The brand has also expanded globally, adapting flavors for different countries. Green tea Oreos in parts of Asia. Dulce de leche varieties in Latin America. Oreo is not just a cookie; it’s a passport with crumbs.
A Cultural Icon in Disguise
Oreos have shown up in recipes far beyond the cookie jar. Cheesecakes, milkshakes, pie crusts, ice cream mix-ins, brownies, and even fried festival versions that make nutritionists quietly sigh.
They’ve appeared in pop culture, advertising milestones, and social media moments that prove even a cookie can stay relevant in the digital age. When a product introduced in 1912 can trend online in 2026, that’s not luck.

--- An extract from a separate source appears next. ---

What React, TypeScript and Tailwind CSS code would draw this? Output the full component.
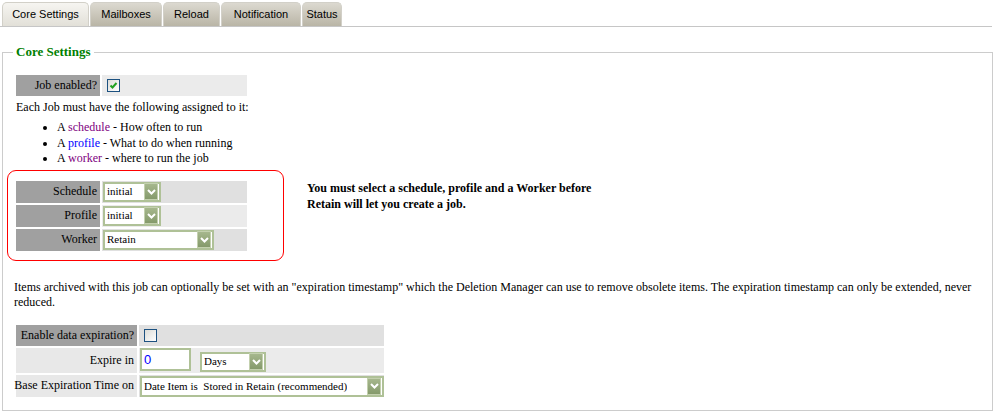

That’s branding mastery.
And let’s be honest — there’s something comforting about a food that tastes the same as it did when you were a kid. In a world that constantly updates software, passwords, and phone chargers, it’s reassuring that the Oreo remains predictably delicious.
How to Celebrate National Oreo Cookie Day
You could keep it simple and enjoy a couple with a glass of milk. You could bake them into something extravagant. You could conduct a highly scientific dunk-timing experiment in your kitchen.
Or you could just sit back, twist, and appreciate the fact that some of life’s pleasures are uncomplicated. Two chocolate wafers. Sweet filling. No instructions required — unless you count the twist.
Final Crumbs of Wisdom
National Oreo Cookie Day isn’t about nutrition charts or culinary sophistication. It’s about a cookie that has quietly become part of family traditions, school lunches, road trips, and midnight cravings.
More than a century after its debut, the Oreo is still here, still dunkable, still twistable, and still capable of disappearing faster than you intended.
And if that isn’t worth a day on the calendar, what is?